I've been working on my first project at NewWorkTM for a few weeks now. I was made clear that there would be no project manager - for the first phase, at least. I have been putting together the high-level design, by talking to lots of people and bringing together their expertise and ideas. It's been rather fun - in a weird sort of way - and a great way to get to know who's who in the company and how the company ticks. FWIW, I've already been branded the team eccentric due to using a real china mug and a cafetière [did you know they were called "French Presses"?].

So I've been rudderless .. providing my own steer by dipping my toe in the water. [I could start to enjoy this analogy.] It's been plain sailing so far [oh, come on .. it's to do with boats] and I've been able to find support from other quarters.

Now I find, due to an unexpectedly early maternity leave and someone else's holiday that I am totally without support. I'm tantalisingly close to a documented solution - but that final paddle [would have been "sprint" but that would have spoiled the theme] is not straightforward. I am not really up the creek .. but I have no rudder, and now no compass.

I'll keep moving forward to avoid sinking [OK, that's enough with the aquatic thing] and ponder on how companies organise themselves - and whether leadership is actually necessary, or whether good teamwork is enough.

Is there a political undercurrent? Not intentionally. Am I saying that us'uns don't need them'uns? No. I believe that in a well structured society, most people add value - to a greater or lesser extent. Some will take advantage and abuse their advantages. Some will not take the opportunities which pass their way. On the whole, leadership is required to guide the boat. Just guide: the sailors make the ship go, not the captain. It's a balance thing.

I was once told that French government is set up with the clear mandate that it serves the people. I like that. They work for us. We pay them, they help us. Long may that be so.

Monday, July 09, 2007

Come on, Lewis!

Despite the disappointment of Lewis Hamilton's lack of pace on Sunday, I think it was a good race. Certainly there was more anticipation; more excitement. After the dazzling last-minute pole position, and the fact that they were back on British soil, it was an edge-of-the-seat start.

The press have made a big thing of his premature leap from the pits - but I don't see that any time was lost there. Sure, it could have been a real disaster. He narrowly avoided the embarrassment Christijan Albers suffered at Magny-Cours last week. I think the crux of the problem was his choice of set-up and perhaps the race tactics, too. He chose a different car from Fernando Alonso - which appears to have be a costly decision. I also think that the decision to refuel earlier than Kimi Raikkonen lost him the race.

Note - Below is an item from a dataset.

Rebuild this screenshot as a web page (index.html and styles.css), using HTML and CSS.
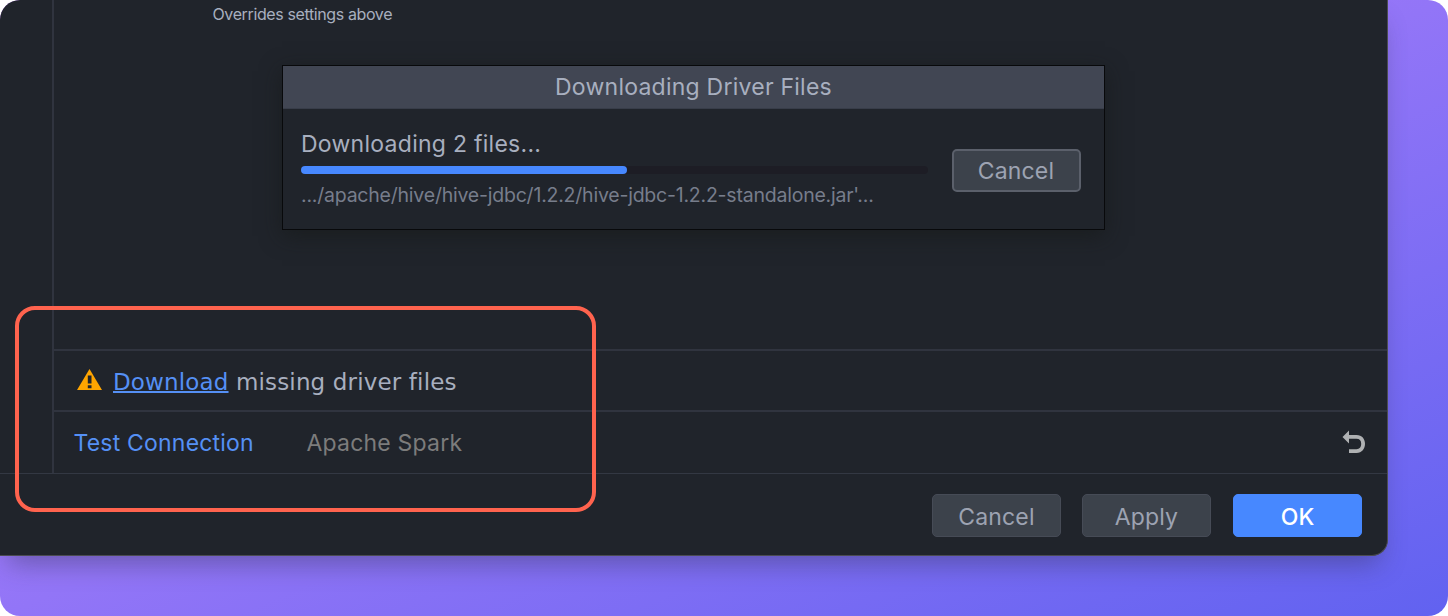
FILE: index.html
```html
<!DOCTYPE html>
<html lang="en">
<head>
<meta charset="utf-8">
<title>Data Sources and Drivers</title>
<link rel="stylesheet" href="styles.css">
</head>
<body>
<div class="backdrop">
  <main class="window">
    <div class="workspace">
      <aside class="sidebar"></aside>
      <section class="content">
        <div class="settings">
          <p class="hint">Overrides settings above</p>
          <div class="dialog">
            <header class="dialog-title"><span class="title-text">Downloading Driver Files</span></header>
            <div class="dialog-body">
              <div class="download">
                <div class="download-label"><span class="label-text">Downloading 2 files...</span></div>
                <div class="track"><div class="bar" style="width:52%"></div></div>
                <div class="download-path"><span class="path-text">.../apache/hive/hive-jdbc/1.2.2/hive-jdbc-1.2.2-standalone.jar'...</span></div>
              </div>
              <button class="button button-outlined"><span>Cancel</span></button>
            </div>
          </div>
        </div>
        <div class="row warning-row">
          <svg class="warning-icon" width="26" height="22" viewBox="0 0 26 22"><path d="M12.5 0L25 21H0z" fill="#ffa500"/><path d="M10.8 6.5h3.7v8h-3.7zM10.8 16.2h3.7v3h-3.7z" fill="#20242b"/></svg>
          <span class="message"><a class="download-link">Download</a> missing driver files</span>
        </div>
        <div class="row connection-row">
          <a class="test-link">Test Connection</a>
          <span class="driver">Apache Spark</span>
          <svg class="revert-icon" width="24" height="24" viewBox="0 0 24 24"><path d="M.5 7L7 .5V5h7.5C20 5 23 9 23 13.8S20 23 14.5 23H7v-3.8h7.5c3 0 4.7-2.1 4.7-5.4s-1.7-5-4.7-5H7v4.7z" fill="#afb1b3"/></svg>
        </div>
      </section>
    </div>
    <footer class="actions">
      <button class="button"><span>Cancel</span></button>
      <button class="button"><span>Apply</span></button>
      <button class="button button-primary"><span>OK</span></button>
    </footer>
    <div class="highlight"></div>
  </main>
</div>
</body>
</html>
```

FILE: styles.css
```css
* { box-sizing: border-box; }
body { margin: 0; background: #fff; font-family: Inter, sans-serif; }
.backdrop {
  width: 1448px; height: 616px; overflow: hidden; border-radius: 20px;
  background: linear-gradient(to bottom right, #c084fc, #9275f7 50%, #6162f0);
}
.window {
  position: relative; display: flex; flex-direction: column;
  width: 1388px; height: 556px;
  background: #20242b; border: solid #4b4c52; border-width: 0 1px 1px 0;
  border-radius: 0 0 16px 0; box-shadow: 0 16px 26px -8px rgba(50,50,80,.42);
}
.workspace { display: flex; height: 473px; }
.sidebar { width: 54px; border-right: 2px solid #30343f; }
.content { flex: 1; display: flex; flex-direction: column; }
.settings { height: 349px; }
.hint { margin: 0; padding: 4px 0 0 158.5px; height: 65px; font-size: 16px; line-height: 20px; letter-spacing: -.38px; color: #a8afbf; }
.dialog {
  width: 823px; height: 165px; margin-left: 228px; border: 1px solid #08090b;
  background: #20242b; box-shadow: 0 6px 20px rgba(22,25,24,.6);
}
.dialog-title { display: flex; justify-content: center; height: 43px; padding-top: 7px; background: #414653; border-bottom: 1px solid #383d49; }
.title-text, .label-text { font-size: 23px; line-height: 29px; letter-spacing: .24px; color: #a8afbf; white-space: nowrap; }
.dialog-body { display: flex; justify-content: space-between; padding: 21px 23.5px 0 18px; }
.download { width: 627px; }
.label-text { display: block; letter-spacing: .27px; }
.track { height: 8px; margin-top: 7px; border-radius: 4px; background: #1d1d25; }
.bar { height: 8px; border-radius: 4px; background: #4788ff; }
.download-path { padding-top: 9px; }
.path-text { display: block; width: max-content; font-size: 19.5px; line-height: 25px; letter-spacing: -.22px; color: #777d8b; white-space: nowrap; }
.button {
  display: flex; align-items: center; justify-content: center; flex: none;
  width: 129px; height: 43px; padding: 2px 0 0; border: 1px solid #464b56; border-radius: 5px;
  background: #3c424b; color: #9da3b2; font: 23px/28px Inter, sans-serif; letter-spacing: .15px;
}
.button-outlined { margin-top: 19px; padding-top: 1px; border: 2px solid #5b606b; }
.button-primary { background: #4788ff; border-color: #4788ff; color: #fff; font-weight: 500; }
.row { display: flex; align-items: center; border-top: 2px solid #30343f; }
.warning-row { height: 61px; padding-left: 23px; }
.warning-icon { margin-top: -1px; }
.message { margin: 3px 0 0 10px; font: 23px/28px "DejaVu Sans", sans-serif; letter-spacing: .15px; color: #a8afbf; white-space: pre; }
.download-link { color: #5590f5; text-decoration: underline; text-decoration-thickness: 2px; text-underline-offset: 1px; text-decoration-skip-ink: none; }
.connection-row { height: 63px; padding: 1px 21px 0 19.5px; font-size: 23px; line-height: 28px; letter-spacing: .2px; }
.test-link { color: #5590f5; width: 233px; white-space: nowrap; }
.driver { color: #7c7c7c; }
.revert-icon { margin: -3px 0 0 auto; }
.actions { display: flex; justify-content: flex-end; gap: 22px; padding: 20px 25px 0 0; border-top: 1px solid #333843; height: 82px; }
.actions .button:first-child { margin-right: -1px; }
.highlight { position: absolute; left: 15px; top: 306px; width: 581px; height: 206px; border: 4px solid #ff634e; border-radius: 20px; }
```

Still, he is still 12 points clear of team-mate Alonso and McLaren still leads the constructor's championship. So: go Lewis and go McLaren!

Tuesday, July 03, 2007

Pensioner used live shell as doorstop

I love stories like this:

"Royal Navy bomb disposal experts were called to a house in Paignton, Devon, after a tip-off that 68-year-old Thelma Bonnett was rather ill-advisedly using a live First World War German shell as a doorstop ..."

Monday, July 02, 2007

Minor Kitchen Setback

... meanwhile, the kitchen re-fit goes ahead. The old hob and oven have been removed - along with the unit and worktop it sat in. The gas pipery has been reworked, ready for the new cooker. The new cooker arrived, and was (almost) installed. It was at that point we realised that we'd ordered the wrong cooker. That is to say, the description on the website lead us to order a cooker which we didn't want. Double cavity oven apparently doesn't mean double oven. It means an oven with two spaces. A subtle difference? In this case, it meant one was a separate grill. Bum. Back to the shop it goes ...

So now we're playing at camp in our own kitchen. The double-burner gas stove is doing quite well so far. All the roast dinners have been filed in the freezer and it's fry-ups for this week. It's only a matter of time before the gas bottle runs out, though ...

Otherwise, the bit-by-bit approach is working. It does mean there's lots of clutter for a long time - but regular dump trips help. Oops: that should be "recycling centre" trips. [Call it what you like: it's still a dump to me - even if you *have* stuck plastic flowers in the grass border.]

And now there's a brief gap in the rain - so I'll trot along and do me shopping.